Note that even for this result we need a " horizontal composition of squares", and such an intuition is the start of a $2$-dimensional theory.
This type of argument was generalised by J.F. Adams (in unpublished lecture notes) to prove any map $S^r \to S^n$ is null homotopic for $r <n$, see 7.6.1 of Topology and Groupoids.
You can sledgehammer proof your problem by induction on the number of points that you remove and the Seifert-van Kampen theorem. Say $x_1,\ldots,x_m$ are the points that you remove. We will induct on $m$. When $m = 1$ this is easy because $\Bbb{R}^n$ minus a point is homotopy equivalent to $S^{n-1}$ that is simply connected for $n\geq 3$. For the general case of $x_1,\ldots,x_m$ points removed, I claim we can find a hyperplane $H$ that separates the first $x_1,\ldots,x_l$ points and last $x_{l+1},\ldots,x_m$ points. Let $U$ be the open cube minus contains the first $l$ points and $V$ the open cube minus the rest of the points. Then $\Bbb{R}^n - \{x_1,\ldots,x_m\}) = U \cup V$ and then Seifer-van Kampen says that
$$\pi_1(\Bbb{R}^n - \{x_1,\ldots,x_m\}) \cong \pi_1(U)\ast \pi_1(V)/\operatorname{some subgroup}.$$
We don't care about the subgroup at the moment because by induction $\pi_1(U) = \pi_1(V) = 0$ and so $\pi_1(\Bbb{R}^n - \{x_1,\ldots,x_m\}) = 0$. Done.

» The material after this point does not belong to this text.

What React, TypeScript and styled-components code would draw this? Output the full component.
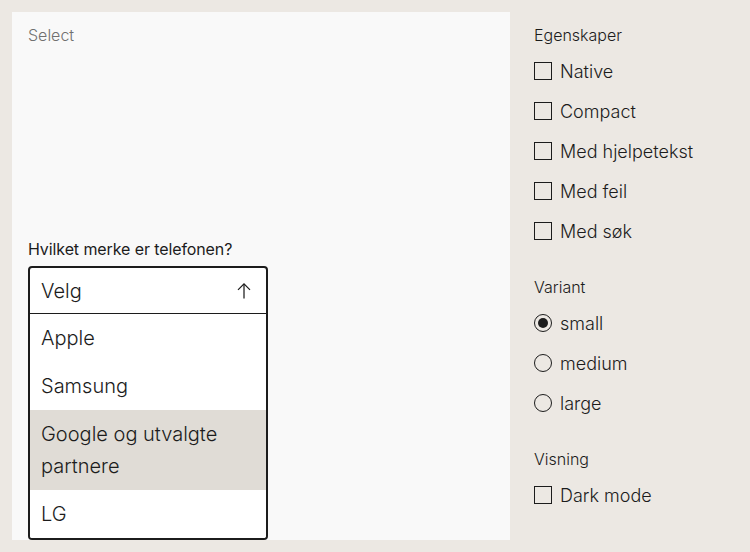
import React from "react";
import styled, { createGlobalStyle } from "styled-components";

const Global = createGlobalStyle`
  html, body { margin: 0; padding: 0; }
  body {
    background: #ece8e3;
    font-family: Inter, "Noto Sans", sans-serif;
    color: #1c1c1c;
    -webkit-font-smoothing: antialiased;
  }
`;

const Page = styled.div`
  display: flex;
  gap: 24px;
  padding: 12px;
  width: 750px;
  height: 552px;
  box-sizing: border-box;
`;

const Preview = styled.section`
  width: 498px;
  height: 528px;
  box-sizing: border-box;
  background: #f9f9f9;
  padding: 12px 16px 35px;
  display: flex;
  flex-direction: column;
`;

const PreviewTitle = styled.div`
  font-size: 16px;
  line-height: 22px;
  font-weight: 300;
  color: #707070;
`;

const Stage = styled.div`
  flex: 1;
  display: flex;
  align-items: center;
`;

const Field = styled.div`
  width: 240px;
  display: flex;
  flex-direction: column;
  gap: 5px;
`;

const Label = styled.label`
  font-size: 16px;
  line-height: 24px;
  font-weight: 400;
  letter-spacing: -0.1px;
  color: #1c1c1c;
`;

const SelectWrap = styled.div`
  position: relative;
`;

const Trigger = styled.div`
  height: 48px;
  box-sizing: border-box;
  border: 2px solid #1c1c1c;
  border-bottom: 1px solid #1c1c1c;
  border-radius: 4px 4px 0 0;
  background: #fff;
  display: flex;
  align-items: center;
  justify-content: space-between;
  padding: 0 12px 0 11px;
  font-size: 20px;
  font-weight: 300;
`;

const Listbox = styled.ul`
  position: absolute;
  top: 100%;
  left: 0;
  right: 0;
  margin: 0;
  padding: 0;
  list-style: none;
  background: #fff;
  border: 2px solid #1c1c1c;
  border-top: 0;
  border-radius: 0 0 4px 4px;
  overflow: hidden;
`;

const Option = styled.li<{ $active?: boolean }>`
  padding: 8px 11px;
  font-size: 20px;
  line-height: 32px;
  font-weight: 300;
  background: ${(p) => (p.$active ? "#e0dcd6" : "#fff")};
`;

const Controls = styled.aside`
  display: flex;
  flex-direction: column;
  gap: 24px;
  padding-top: 11px;
`;

const Group = styled.fieldset`
  border: 0;
  margin: 0;
  padding: 0;
  display: flex;
  flex-direction: column;
`;

const Legend = styled.legend`
  padding: 0;
  font-size: 16px;
  line-height: 24px;
  font-weight: 300;
  margin-bottom: 4px;
`;

const Row = styled.label`
  display: flex;
  align-items: center;
  gap: 8px;
  height: 40px;
  font-size: 18px;
  font-weight: 300;
`;

const Box = styled.span`
  width: 18px;
  height: 18px;
  box-sizing: border-box;
  border: 1.5px solid #1c1c1c;
  flex-shrink: 0;
`;

const Radio = styled.span<{ $checked?: boolean }>`
  width: 18px;
  height: 18px;
  box-sizing: border-box;
  border: 1.5px solid #1c1c1c;
  border-radius: 50%;
  flex-shrink: 0;
  display: flex;
  align-items: center;
  justify-content: center;
  &::after {
    content: "";
    width: 10px;
    height: 10px;
    border-radius: 50%;
    background: #1c1c1c;
    display: ${(p) => (p.$checked ? "block" : "none")};
  }
`;

const ArrowUp = () => (
  <svg width="20" height="20" viewBox="0 0 24 24" fill="none" stroke="#1c1c1c" strokeWidth="1.5" strokeLinecap="butt" strokeLinejoin="miter">
    <path d="M12 3.5V21" />
    <path d="M4.8 10.7L12 3.5L19.2 10.7" />
  </svg>
);

export default function App() {
  const props = ["Native", "Compact", "Med hjelpetekst", "Med feil", "Med søk"];
  const variants = ["small", "medium", "large"];
  return (
    <>
      <Global />
      <Page>
        <Preview>
          <PreviewTitle>Select</PreviewTitle>
          <Stage>
            <Field>
              <Label>Hvilket merke er telefonen?</Label>
              <SelectWrap>
                <Trigger>
                  <span>Velg</span>
                  <ArrowUp />
                </Trigger>
                <Listbox>
                  <Option>Apple</Option>
                  <Option>Samsung</Option>
                  <Option $active>Google og utvalgte partnere</Option>
                  <Option>LG</Option>
                </Listbox>
              </SelectWrap>
            </Field>
          </Stage>
        </Preview>
        <Controls>
          <Group>
            <Legend>Egenskaper</Legend>
            {props.map((p) => (
              <Row key={p}>
                <Box />
                {p}
              </Row>
            ))}
          </Group>
          <Group>
            <Legend>Variant</Legend>
            {variants.map((v, i) => (
              <Row key={v}>
                <Radio $checked={i === 0} />
                {v}
              </Row>
            ))}
          </Group>
          <Group>
            <Legend>Visning</Legend>
            <Row>
              <Box />
              Dark mode
            </Row>
          </Group>
        </Controls>
      </Page>
    </>
  );
}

Edit: For those not convinced $S^{n-1}$ is simply connected for $n \geq 3$ here's a proof: Let $U$ be the upper hemisphere and $V$ the lower hemisphere, choose epsilon fattenings of these if you wish. For $n \geq 3$, $U \cap V$ is homotopy equivalent to the equator $S^{n-2}$ that is path - connected for $n \geq 3$. $U,V$ are homotopy equivalent to $D^{n-1}$ which is simply connected for $n \geq 3$. The hypotheses of the Seifert-van Kampen theorem are now satisfied and applying it to $U$ and $V$ shows $\pi_1(S^{n-1}) = 0$ for $n \geq 3$.